Magazine or newspaper name Italics Use italics even when you cite one article from it.

Subtitles, Colons, And Long Titles That Wrap

Many nonfiction books have a main title plus a subtitle after a colon. Type the full title, including the subtitle, as it appears on the title page or the publisher page.

If you type the title in italics, the italics apply to the whole title, including the subtitle. Don’t italicize only the first half.

If your line wraps in a narrow column, that’s fine. Don’t add a manual line break inside the title unless your layout truly needs it.

When A Title Contains Another Title

Sometimes a book title includes the name of another work. In that case, the inner title is usually set in quotation marks when it appears inside an italicized title.

Typed writing can look busy here, so keep the punctuation clean. Use standard double quotation marks unless your style guide calls for single quotation marks inside double marks.

How To Type Book Titles In Plain Text And Messaging Apps

Not every place you write can show italics. Email subject lines, plain-text notes, forum posts, and some chat apps may strip formatting.

When italics aren’t available, you still want the title to stand out and read cleanly.

Use These Fallback Options

  • Plain text title case: Write the title in title case and rely on context. This is the cleanest option for school emails.
  • Underscores for emphasis: Some platforms treat _Title_ as italics. Use it only when people there read it that way.
  • Avoid all caps: ALL CAPS looks like shouting and can make a title harder to scan.

Platform Checks That Prevent Formatting Glitches

Formatting errors often come from copy-paste or editor quirks. A title that looked fine in Google Docs can lose italics in a form field. A title that looked fine in Word can turn smart quotes into straight quotes after paste.

Use this table to catch the common slips before you hit submit.

Where You’re Typing What To Do What Often Goes Wrong
Word or Google Docs Italicize the full title; keep smart quotes for chapter titles. Extra spaces appear inside quotes after edits.
Learning platforms and LMS text boxes Use the italics button, then preview the post. Formatting can reset when you switch between visual and HTML views.
WordPress editor Use italics in the block editor; check on mobile preview. Theme styles may reduce italic contrast, making titles hard to spot.
Email subject lines Use plain text title case with clear wording around the title. Italics usually aren’t available, so pasted italics disappear.
Chats and social apps Use italics if available; otherwise rely on context. Underscore styling may break when links auto-format.
Handwritten work Underline the full book title. Underlining only part of a title can read like a typo.

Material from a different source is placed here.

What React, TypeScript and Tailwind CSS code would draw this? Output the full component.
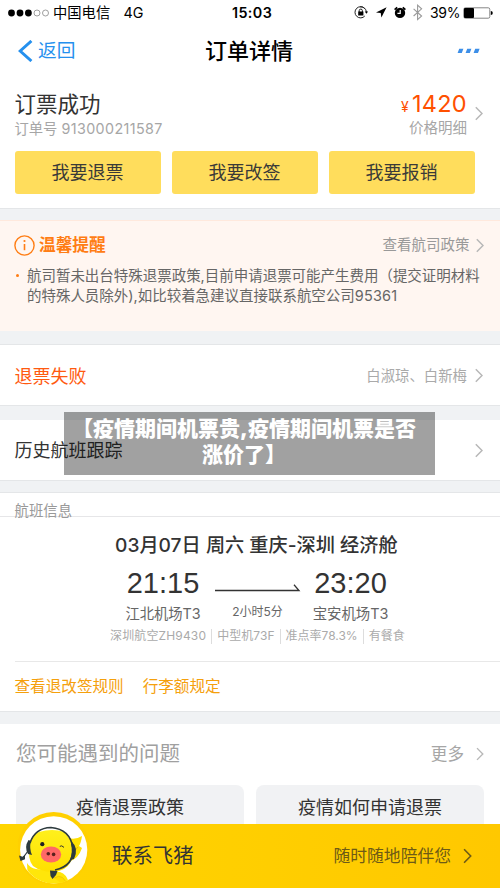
import React from "react";

const FONT = "font-['Inter','Noto_Sans_CJK_SC',sans-serif]";

function Chevron({ className = "text-[#b8b8b8]", w = 8, h = 15 }: { className?: string; w?: number; h?: number }) {
  return (
    <svg width={w} height={h} viewBox="0 0 8 15" className={`shrink-0 ${className}`} fill="none" stroke="currentColor" strokeWidth="1.5">
      <path d="M0.8 1.2 L7 7.5 L0.8 13.8" />
    </svg>
  );
}

function StatusBar() {
  return (
    <div className="flex h-[25px] items-center pl-[8px] pr-[7px] text-[14.3px] leading-[25px] text-black">
      <svg width="42" height="8" viewBox="0 0 42 8" className="shrink-0">
        <circle cx="3.5" cy="4" r="3.4" />
        <circle cx="12" cy="4" r="3.4" />
        <circle cx="20.4" cy="4" r="3.4" />
        <circle cx="29" cy="4" r="3" fill="none" stroke="#777" strokeWidth=".7" />
        <circle cx="37.5" cy="4" r="3" fill="none" stroke="#777" strokeWidth=".7" />
      </svg>
      <span className="ml-[3px] w-[70.5px] shrink-0">中国电信</span>
      <span className="w-[108.5px] shrink-0 text-[14.3px]">4G</span>
      <span className="w-[122px] shrink-0 text-[14.3px] font-semibold tracking-[0.4px]">15:03</span>
      <svg width="72" height="18" viewBox="354 4 72 18" className="shrink-0">
        <g fill="none" stroke="#222" strokeWidth="1">
          <path d="M364.8 8.6 A5.6 5.6 0 1 0 364.8 16" />
          <path d="M360 6.8 A5.6 5.6 0 0 1 366.4 12" />
          <path d="M359.2 12 v-1.3 a1.6 1.6 0 0 1 3.2 0 V12" />
        </g>
        <path d="M358.2 11.6 h5.2 v4 h-5.2z M364.8 11.6 h3.3 l-1.7 2.2z" />
        <path d="M386.6 7.2 L376 12.4 l4.7 .5 l.7 4.6z" />
        <circle cx="400" cy="12.9" r="5.2" />
        <path d="M394.6 9.6 l2.6-2.2 M405.4 9.6 l-2.6-2.2" stroke="#000" strokeWidth="1.7" />
        <path d="M400.2 10 v3.3 h-2.8" fill="none" stroke="#fff" strokeWidth="1.2" />
        <path d="M413.6 8.8 l8 7.2 -4 3.6 V5.2 l4 3.6 -8 7.2" fill="none" stroke="#999" strokeWidth="1.1" />
      </svg>
      <span className="ml-[4px] w-[33px] shrink-0 text-[14px] tracking-[-0.3px]">39%</span>
      <svg width="30" height="12" viewBox="0 0 30 12" className="shrink-0">
        <rect x=".8" y=".8" width="26" height="10.4" rx="1.6" fill="#fff" stroke="#777" strokeWidth=".9" />
        <rect x="1" y="1" width="10" height="10" rx="1" />
        <path d="M27.8 4 a2 2 0 0 1 0 4z" />
      </svg>
    </div>
  );
}

function NavBar() {
  return (
    <div className="flex h-[52px] items-center pl-[18px] pr-[19px]">
      <div className="flex w-[187px] items-center text-[#2590ee]">
        <svg width="15" height="22" viewBox="0 0 15 22" fill="none" stroke="currentColor" strokeWidth="3">
          <path d="M13.4 1 L2.2 11 L13.4 21" />
        </svg>
        <span className="ml-[5px] text-[18.7px] leading-[28px]">返回</span>
      </div>
      <h1 className="text-[22px] font-medium leading-[30px] text-black">订单详情</h1>
      <svg width="24" height="6" viewBox="0 0 24 6" className="ml-auto" fill="#3d8fe8">
        <path d="M2.2 .8h4.2l-1.6 4.2H.6z M10.2 .8h4.2l-1.6 4.2H8.6z M18.2 .8h4.4l-1.6 4.2h-4.4z" />
      </svg>
    </div>
  );
}

function Gap({ className }: { className: string }) {
  return <div className={`shrink-0 bg-[#f0f2f4] border-[#e4e6e8] ${className}`} />;
}

function OrderSummary() {
  return (
    <section className="h-[131px] pl-[14.5px] pr-[15px] pt-[16px]">
      <div className="flex h-[58px]">
        <div>
          <div className="text-[21.5px] leading-[23px] text-[#333]">订票成功</div>
          <div className="mt-[2px] text-[14.3px] leading-[22px] text-[#a6a6a6]">
            订单号 <span className="tracking-[0.4px]">913000211587</span>
          </div>
        </div>
        <div className="ml-auto mr-[8px] flex flex-col items-end">
          <div className="text-[23.5px] leading-[22px] tracking-[0.3px] text-[#ff5000]">
            <span className="mr-[3px] text-[14px]">¥</span>1420
          </div>
          <div className="text-[14.5px] leading-[20px] text-[#a6a6a6]">价格明细</div>
        </div>
        <div className="mr-[2px] pt-[13px]"><Chevron /></div>
      </div>
      <div className="flex gap-[11px]">
        {["我要退票", "我要改签", "我要报销"].map((t) => (
          <button key={t} className="h-[43px] w-[146px] rounded-[3px] bg-[#ffdd5c] text-[18px] leading-[43px] text-[#3a3a38]">{t}</button>
        ))}
      </div>
    </section>
  );
}

function Notice() {
  return (
    <section className="h-[111px] border-t border-[#ffe9dd] bg-[#fff6f1] pl-[14px] pr-[16.5px] pt-[12px]">
      <div className="flex h-[24px] items-center">
        <svg width="21" height="21" viewBox="0 0 21 21" fill="none" stroke="#ff7d14" strokeWidth="1.4">
          <circle cx="10.5" cy="10.5" r="9.6" />
          <path d="M10.5 9v6.2" strokeWidth="1.6" />
          <circle cx="10.5" cy="6" r="1.1" fill="#ff7d14" stroke="none" />
        </svg>
        <span className="ml-[4px] text-[16.7px] font-bold leading-[24px] text-[#ff7d14]">温馨提醒</span>
        <span className="ml-auto mr-[6px] text-[14.5px] text-[#999]">查看航司政策</span>
        <Chevron />
      </div>
      <div className="mt-[9px] flex">
        <span className="ml-[2px] mt-[8px] h-[3px] w-[3px] rounded-full bg-[#ff7d14]" />
        <p className="ml-[8px] whitespace-nowrap text-[14.48px] leading-[19.5px] text-[#666]">
          航司暂未出台特殊退票政策,目前申请退票可能产生费用（提交证明材料<br />
          的特殊人员除外),如比较着急建议直接联系航空公司<span className="tracking-[0.2px]">95361</span>
        </p>
      </div>
    </section>
  );
}

function FlightInfo() {
  return (
    <section className="h-[218px] bg-white">
      <div className="h-[24px] border-b border-[#e6e6e8] pl-[14.5px] pt-[6px] text-[14.4px] leading-[23px] text-[#999]">航班信息</div>
      <div className="pt-[16px]">
        <div className="pl-[115px] text-[19.2px] font-medium leading-[24px] whitespace-nowrap text-[#333]">03月07日 周六 重庆-深圳 经济舱</div>
        <div className="mt-[10px] flex pl-[124px]">
          <div className="w-[78px] text-center">
            <div className="font-['Liberation_Sans'] text-[29px] leading-[32px] text-[#333]">21:15</div>
            <div className="mt-[3px] text-[14.3px] leading-[24px] text-[#666]">江北机场T3</div>
          </div>
          <div className="ml-[12px] w-[87px] text-center">
            <svg width="87" height="32" viewBox="0 0 87 32" fill="none" stroke="#333" strokeWidth="1.3">
              <path d="M1 23.5 H85 L80 17.8" />
            </svg>
            <div className="mt-[2px] text-[12px] leading-[22px] text-[#666]">2小时5分</div>
          </div>
          <div className="ml-[10px] w-[79px] text-center">
            <div className="font-['Liberation_Sans'] text-[29px] leading-[32px] text-[#333]">23:20</div>
            <div className="mt-[3px] text-[14.4px] leading-[24px] text-[#666]">宝安机场T3</div>
          </div>
        </div>
        <div className="ml-[110px] flex h-[20px] items-center whitespace-nowrap text-[12px] leading-[20px] text-[#aaa]">
          <span className="tracking-[0.15px]">深圳航空ZH9430</span><i className="mx-[5px] h-[15px] w-px bg-[#ddd]" />
          <span className="tracking-[0.05px]">中型机73F</span><i className="mx-[5px] h-[15px] w-px bg-[#ddd]" />
          <span>准点率78.3%</span><i className="mx-[5px] h-[15px] w-px bg-[#ddd]" />
          <span>有餐食</span>
        </div>
      </div>
      <div className="ml-[14.5px] mt-[15px] flex gap-[19px] border-t border-[#e8e8e8] pt-[13px] text-[15.6px] leading-[24px] text-[#f5a00c]">
        <span>查看退改签规则</span>
        <span>行李额规定</span>
      </div>
    </section>
  );
}

function Questions() {
  return (
    <section className="h-[100px] overflow-hidden px-[16px] pt-[15px]">
      <div className="flex h-[30px] items-center">
        <span className="text-[20.5px] leading-[30px] text-[#a0a0a0]">您可能遇到的问题</span>
        <span className="ml-auto mr-[12px] text-[16.6px] text-[#a6a6a6]">更多</span>
        <Chevron w={8} h={14} />
      </div>
      <div className="mt-[16px] flex gap-[12px]">
        {["疫情退票政策", "疫情如何申请退票"].map((t) => (
          <div key={t} className="h-[54px] w-[228px] rounded-[8px] bg-[#f1f2f4] text-center text-[18px] leading-[46px] text-[#333]">{t}</div>
        ))}
      </div>
    </section>
  );
}

function Mascot() {
  return (
    <svg width="74" height="76" viewBox="0 0 74 76" className="absolute bottom-0 left-[18px]">
      <defs>
        <linearGradient id="pig" x1="0" y1="0" x2="0" y2="1">
          <stop offset="0" stopColor="#fff01c" />
          <stop offset="1" stopColor="#ffe000" />
        </linearGradient>
        <clipPath id="disc"><circle cx="36" cy="38" r="33.5" /></clipPath>
      </defs>
      <circle cx="35.7" cy="36.5" r="36.5" fill="#ffd000" />
      <circle cx="35.7" cy="37.8" r="33.6" fill="#fff" />
      <g clipPath="url(#disc)">
        <path d="M50 26 Q58 28 64 24 Q63 31 61 34 L64 36 Q60 48 51 49z" fill="#ffe000" />
        <path d="M60 35 Q56 41 52 41" stroke="#edb300" fill="none" />
        <path d="M9 51 Q12 56 18 57 L42 60 Q50 62 52 76 H15 Q9 65 9 51" fill="#ffe60a" />
        <path d="M36 66 Q46 60 50 76" fill="#ffdc00" stroke="#efc300" strokeWidth=".8" />
      </g>
      <g transform="translate(0 2)">
        <path d="M12 30 Q13 21 21 18 Q34 14 47 18 Q54 27 55 42 Q52 54 41 57 Q26 60 15 52 Q9 45 12 30z" fill="url(#pig)" />
        <path d="M12 29 Q17 14 33 13.5 Q52 15 55 34 Q56 52 37 56" fill="none" stroke="#2d3a3d" strokeWidth="1.7" />
        <path d="M10.5 26 Q6 33 10 40 L14 41 Q11 34 13 27z M54 28 Q61 34 56 45 L52 46 Q55 38 53 30z" fill="#2d3a3d" />
      </g>
      <path d="M10 39 Q7 43 5 46" fill="none" stroke="#2d3a3d" strokeWidth="1.2" />
      <path d="M1 43.5 l3.5 1.2 2.5-2 0 4.5 -4.5 1.8z M32 58.5 l7.5 .5 -1.5 4 -3.5 4 -2-3z" fill="#2d3a3d" />
      <ellipse cx="33" cy="42.5" rx="10.2" ry="8" fill="#ff6866" />
      <circle cx="30.3" cy="41.8" r="1.8" fill="#5a201e" />
      <circle cx="35.6" cy="42.4" r="1.8" fill="#5a201e" />
      <circle cx="24.3" cy="32.2" r="2.1" fill="#222" />
      <path d="M41.8 34.4 Q43.5 32.8 46 35.4" fill="none" stroke="#333" strokeWidth="1" />
    </svg>
  );
}

function ContactBar() {
  return (
    <footer className="relative flex h-[64px] items-center bg-gradient-to-r from-[#ffd500] to-[#ffc800] pl-[112px] pr-[28px]">
      <Mascot />
      <span className="text-[20.4px] leading-[30px] text-[#333]">联系飞猪</span>
      <span className="ml-auto mr-[12px] text-[16.8px] leading-[26px] text-[#6d5a16]">随时随地陪伴您</span>
      <Chevron className="text-[#6d5a16]" w={9} h={16} />
    </footer>
  );
}

export default function App() {
  return (
    <main className={`relative flex h-[888px] w-[500px] flex-col overflow-hidden bg-white [&>*]:shrink-0 ${FONT}`}>
      <StatusBar />
      <NavBar />
      <OrderSummary />
      <Gap className="h-[12px] border-t" />
      <Notice />
      <Gap className="h-[14px] border-b" />
      <section className="flex h-[60px] items-center pl-[14.5px] pr-[17px]">
        <span className="mt-[2px] text-[18px] text-[#ff5a10]">退票失败</span>
        <span className="ml-auto mr-[8px] mt-[1px] text-[14.4px] text-[#aaa]">白淑琼、白新梅</span>
        <Chevron />
      </section>
      <Gap className="h-[15px] border-t" />
      <section className="flex h-[60px] items-center pl-[14.5px] pr-[17px]">
        <span className="mt-[1px] text-[18px] text-[#333]">历史航班跟踪</span>
        <Chevron className="ml-auto text-[#b8b8b8]" />
      </section>
      <Gap className="h-[13px] border-y" />
      <FlightInfo />
      <Gap className="h-[13px] border-t" />
      <Questions />
      <ContactBar />
      <div className="absolute left-[64px] top-[412px] h-[63px] w-[371px] bg-black/37 pr-[11px] pt-[4px] text-center text-[21px] font-black leading-[26px] whitespace-nowrap text-white">
        【疫情期间机票贵,疫情期间机票是否<br />涨价了】
      </div>
    </main>
  );
}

Mini Rules For School Writing

Most classes name a style. Follow that style for citations, then keep the same title formatting in your body text.

Across MLA, APA, and Chicago, book titles are italicized in typed work. Chapters and articles are usually placed in quotation marks in running text.

Copy-Ready Patterns You Can Reuse

When you learn a pattern, typing titles becomes automatic. Here are sentence patterns you can copy into your own writing and swap in your own titles.

Book Title Alone

  • I finished reading Book Title last weekend.

Chapter Title Plus Book Title

  • In “Chapter Title,” the author of Book Title explains…

Short Work Inside A Collection

  • “Short Story Title” appears in Anthology Title.
  • The essay “Essay Title” from Collection Title shows…

Final Checklist Before You Submit

  • Decide whether the item is stand-alone or part of a larger work.
  • Use italics for stand-alone works; use quotation marks for pieces inside them.
  • Keep the title’s own spelling, punctuation, and capitalization.
  • Check your platform preview to confirm italics and quotes stayed in place.
  • Stick to one style system across the whole assignment.